Hugo Peretti Neto, diretor geral da construtora Hugo Peretti, acredita que a situação atual dos condomínios, de definirem um padrão para quem quer fazer, é a ideal. "Conciliar as opiniões sobre isso é bem difícil. Muitos clientes perguntam sobre a possibilidade na compra ou entrega do imóvel, mas nós (construtora) não poderíamos entregar a sacada fechada por causa da questão da área construída: quando se fecha a sacada ela passa a computar no tamanho do imóvel, o que vai contra tudo o que já foi planejado para o empreendimento com um todo.
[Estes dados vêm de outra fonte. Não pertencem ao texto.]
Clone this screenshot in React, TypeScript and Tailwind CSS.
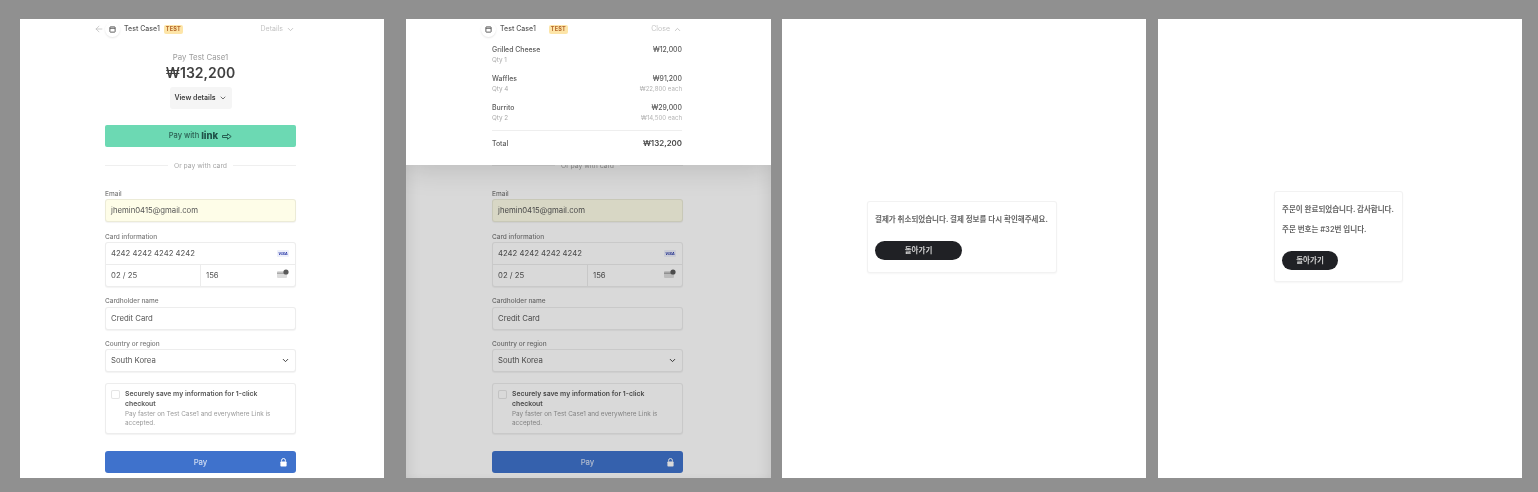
import React from "react";
import { ArrowLeft, ChevronDown, ChevronUp } from "lucide-react";

const font = { fontFamily: '"Inter", "Noto Sans CJK KR", sans-serif' };

function Shop() {
  return (
    <div className="w-[15px] h-[15px] rounded-full bg-white shadow-[0_1px_2px_rgba(0,0,0,0.1)] flex items-center justify-center">
      <svg width="7" height="7" viewBox="0 0 8 8" fill="none">
        <rect x="1" y="1" width="6" height="6" rx="0.6" stroke="#4b4b4b" strokeWidth="1" />
        <path d="M1 2.6H7" stroke="#4b4b4b" strokeWidth="1" />
      </svg>
    </div>
  );
}

function Badge() {
  return (
    <span className="w-[19px] h-[9px] rounded-[2px] bg-[#fde5a8] text-[#b4662a] text-[5.5px] font-bold flex items-center justify-center tracking-[0.2px]">
      TEST
    </span>
  );
}

function Label({ children, top }: { children: React.ReactNode; top: string }) {
  return <div className={`${top} h-[9px] text-[6.5px] leading-[10px] font-medium text-[#7a7a7a]`}>{children}</div>;
}

function Input({ value, bg = "bg-white", children }: { value: string; bg?: string; children?: React.ReactNode }) {
  return (
    <div className={`mt-[1px] h-[23px] rounded-[3px] ${bg} border border-black/[0.07] shadow-[0_1px_1px_rgba(0,0,0,0.05)] px-[5px] flex items-center justify-between text-[7.75px] text-[#555555]`}>
      <span>{value}</span>
      {children}
    </div>
  );
}

function Form() {
  return (
    <div className="w-[191px] flex flex-col shrink-0">
      <div className="flex flex-col items-center mt-[33px]">
        <div className="h-[10px] text-[7.8px] leading-[10px] text-[#9a9a9a]">Pay Test Case1</div>
        <div className="mt-[1px] h-[19px] text-[14px] leading-[19px] font-semibold text-[#404040]">₩132,200</div>
        <div className="mt-[5px] w-[62px] h-[22px] rounded-[3px] bg-[#f5f5f5] flex items-center justify-center gap-[3px] text-[7px] font-semibold text-[#404040]">
          View details
          <ChevronDown size={8} strokeWidth={2.2} />
        </div>
      </div>
      <div className="mt-[16px] h-[22px] rounded-[2px] bg-[#6cd9b3] flex items-center justify-center gap-[2px] text-[7.5px] text-[#2c5f53]">
        <span className="font-medium">Pay with</span>
        <span className="font-extrabold text-[9.5px] leading-[10px] text-[#1f5248]">link</span>
        <svg width="10" height="7" viewBox="0 0 10 7" fill="none" className="ml-[2px]">
          <path d="M0.5 2.5H5.5V0.8L9.2 3.5L5.5 6.2V4.5H0.5Z" stroke="#1f5248" strokeWidth="0.9" strokeLinejoin="round" />
        </svg>
      </div>
      <div className="mt-[13px] h-[10px] flex items-center gap-[6px] text-[6.8px] leading-[12px] text-[#a5a5a5]">
        <div className="flex-1 h-px bg-[#efefef]" />
        <span className="translate-y-[1px]">Or pay with card</span>
        <div className="flex-1 h-px bg-[#efefef]" />
      </div>
      <Label top="mt-[19px]">Email</Label>
      <Input value="jhemin0415@gmail.com" bg="bg-[#fefde8]" />
      <Label top="mt-[10px]">Card information</Label>
      <div className="mt-[1px] h-[45px] rounded-[3px] bg-white border border-black/[0.07] shadow-[0_1px_1px_rgba(0,0,0,0.05)] flex flex-col text-[7.75px] text-[#555555]">
        <div className="h-[22px] border-b border-[#ececec] pl-[5px] pr-[6px] flex items-center justify-between">
          <span>4242 4242 4242 4242</span>
          <span className="w-[12px] h-[7px] rounded-[1px] bg-[#eef0fb] text-[#2a3aa8] text-[4px] font-bold italic flex items-center justify-center">VISA</span>
        </div>
        <div className="flex-1 flex">
          <div className="w-[95px] border-r border-[#ececec] px-[5px] flex items-center">02 / 25</div>
          <div className="flex-1 pl-[5px] pr-[6px] flex items-center justify-between">
            <span>156</span>
            <svg width="12" height="9" viewBox="0 0 12 9" className="mb-[4px]">
              <rect x="0" y="2" width="10" height="7" rx="1" fill="#dcdcdc" />
              <rect x="0" y="3.5" width="10" height="1.4" fill="#a5a5a5" />
              <circle cx="9" cy="3" r="2.6" fill="#5a5a5a" />
            </svg>
          </div>
        </div>
      </div>
      <Label top="mt-[9px]">Cardholder name</Label>
      <div className="mt-[1px]"><Input value="Credit Card" /></div>
      <Label top="mt-[9px]">Country or region</Label>
      <Input value="South Korea">
        <ChevronDown size={9} strokeWidth={2.6} className="text-[#3c3c3c]" />
      </Input>
      <div className="mt-[11px] h-[51px] rounded-[3px] bg-white border border-black/[0.07] shadow-[0_1px_1px_rgba(0,0,0,0.05)] pl-[5px] pr-[8px] pt-[5px] flex gap-[5px]">
        <div className="w-[9px] h-[9px] mt-[1px] rounded-[2px] bg-white border border-black/10 shrink-0" />
        <div className="flex flex-col">
          <div className="text-[6.85px] leading-[9.5px] font-semibold text-[#555555]">Securely save my information for 1-click checkout</div>
          <div className="mt-[2px] text-[6.4px] leading-[9px] text-[#9a9a9a]">Pay faster on Test Case1 and everywhere Link is accepted.</div>
        </div>
      </div>
      <div className="mt-[17px] h-[22px] rounded-[3px] bg-[#3f72cc] text-white/75 text-[7.75px] leading-[24px] font-medium flex items-center justify-center relative">
        Pay
        <svg width="7" height="9" viewBox="0 0 7 9" className="absolute right-[9px]">
          <path d="M1.6 3.6V2.4A1.9 1.9 0 0 1 5.4 2.4V3.6" fill="none" stroke="white" strokeWidth="1" />
          <rect x="0.4" y="3.5" width="6.2" height="5" rx="0.8" fill="white" />
        </svg>
      </div>
    </div>
  );
}

function Row({ name, qty, price, each }: { name: string; qty: string; price: string; each?: string }) {
  return (
    <div className="h-[29px] flex justify-between">
      <div className="flex flex-col">
        <span className="h-[11px] text-[6.9px] leading-[11px] font-medium text-[#5a5a5a]">{name}</span>
        <span className="h-[10px] text-[6.3px] leading-[10px] text-[#a8a8a8]">{qty}</span>
      </div>
      <div className="flex flex-col items-end">
        <span className="h-[11px] text-[6.9px] leading-[11px] font-medium text-[#5a5a5a]">{price}</span>
        <span className="h-[10px] text-[6.1px] leading-[10px] text-[#b4b4b4]">{each}</span>
      </div>
    </div>
  );
}

function Back({ width }: { width: string }) {
  return (
    <button className={`${width} h-[19px] rounded-full bg-[#202125] text-[#cfcfcf] text-[7.5px] font-semibold flex items-center justify-center`}>
      돌아가기
    </button>
  );
}

export default function App() {
  return (
    <div style={font} className="w-[1538px] h-[492px] bg-[#909090] flex items-start overflow-hidden pt-[19px] pl-[20px]">
      <div className="w-[364px] h-[459px] bg-white pl-[85px] relative overflow-hidden blur-[0.5px]">
        <div className="absolute left-[74px] top-[2px] w-[201px] h-[16px] flex items-center text-[7px] font-medium text-[#5a5a5a]">
          <ArrowLeft size={10} className="text-[#b5b5b5]" strokeWidth={1.6} />
          <div className="ml-[1px]"><Shop /></div>
          <span className="ml-[4px]">Test Case1</span>
          <div className="ml-[4px]"><Badge /></div>
          <span className="ml-auto font-normal text-[#c4c4c4]">Details</span>
          <ChevronDown size={9} className="ml-[3px] text-[#b5b5b5]" />
        </div>
        <Form />
      </div>

      <div className="ml-[22px] w-[365px] h-[459px] bg-white pl-[86px] relative overflow-hidden blur-[0.5px]">
        <Form />
        <div className="absolute inset-0 bg-black/15 shadow-[inset_10px_0_14px_-8px_rgba(0,0,0,0.1),inset_-10px_0_14px_-8px_rgba(0,0,0,0.1)]" />
        <div className="absolute left-0 right-0 top-0 h-[146px] bg-white shadow-[0_0_30px_rgba(0,0,0,0.18)] pl-[86px] pr-[89px]">
          <div className="relative h-[20px] flex items-center text-[7px] font-medium text-[#5a5a5a]">
            <div className="absolute left-[-11px]"><Shop /></div>
            <span className="ml-[8px]">Test Case1</span>
            <div className="ml-[13px]"><Badge /></div>
            <span className="ml-auto font-normal text-[#c4c4c4]">Close</span>
            <ChevronUp size={9} className="ml-[3px] text-[#b5b5b5]" />
          </div>
          <div className="mt-[5px]">
            <Row name="Grilled Cheese" qty="Qty 1" price="₩12,000" />
            <Row name="Waffles" qty="Qty 4" price="₩91,200" each="₩22,800 each" />
            <Row name="Burrito" qty="Qty 2" price="₩29,000" each="₩14,500 each" />
          </div>
          <div className="h-px bg-[#eeeeee] mt-[-1px]" />
          <div className="mt-[7px] h-[12px] flex justify-between items-center">
            <span className="text-[6.9px] font-medium text-[#5a5a5a]">Total</span>
            <span className="text-[7.9px] font-semibold text-[#4a4a4a]">₩132,200</span>
          </div>
        </div>
      </div>

      <div className="ml-[11px] w-[364px] h-[459px] bg-white pl-[85px] pt-[182px] blur-[0.5px]">
        <div className="w-[190px] h-[72px] rounded-[3px] bg-white border border-black/5 shadow-[0_1px_2px_rgba(0,0,0,0.04)] px-[7px] pt-[12px]">
          <p className="h-[11px] text-[7.5px] leading-[11px] font-semibold text-[#666666] whitespace-nowrap">결제가 취소되었습니다. 결제 정보를 다시 확인해주세요.</p>
          <div className="mt-[16px]"><Back width="w-[87px]" /></div>
        </div>
      </div>

      <div className="ml-[12px] w-[364px] h-[459px] bg-white pl-[116px] pt-[172px] blur-[0.5px]">
        <div className="w-[129px] h-[91px] rounded-[3px] bg-white border border-black/5 shadow-[0_1px_2px_rgba(0,0,0,0.04)] px-[7px] pt-[12px]">
          <p className="h-[11px] text-[7.5px] leading-[11px] font-semibold text-[#666666] whitespace-nowrap">주문이 완료되었습니다. 감사합니다.</p>
          <p className="mt-[9px] h-[11px] text-[7.5px] leading-[11px] font-semibold text-[#666666] whitespace-nowrap">주문 번호는 #32번 입니다.</p>
          <div className="mt-[16px]"><Back width="w-[56px]" /></div>
        </div>
      </div>
    </div>
  );
}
Por isso acredito que deixar a decisão a cargo do condomínio é mais certa."
A engenheira e diretora de marketing da construtora San Remo, Aline Moritz Perussolo, não é partidária do fechamento, mas, assim como Smolka, já prevê a possibilidade de varandas fechadas (no caso espaços gourmet com vidro retrátil) para o próximo lançamento de altíssimo padrão da empresa.
O arquiteto Marcelo da Matta considera que a flexibilização das regras da prefeitura quanto ao fechamento seria bem vinda. "É uma questão de regularizar algo que já é uma prática e facilitar a elaboração de projetos com essa possibilidade, desde de que a sacada continuasse como tal, sem ser integrada totalmente à sala ou ao quarto."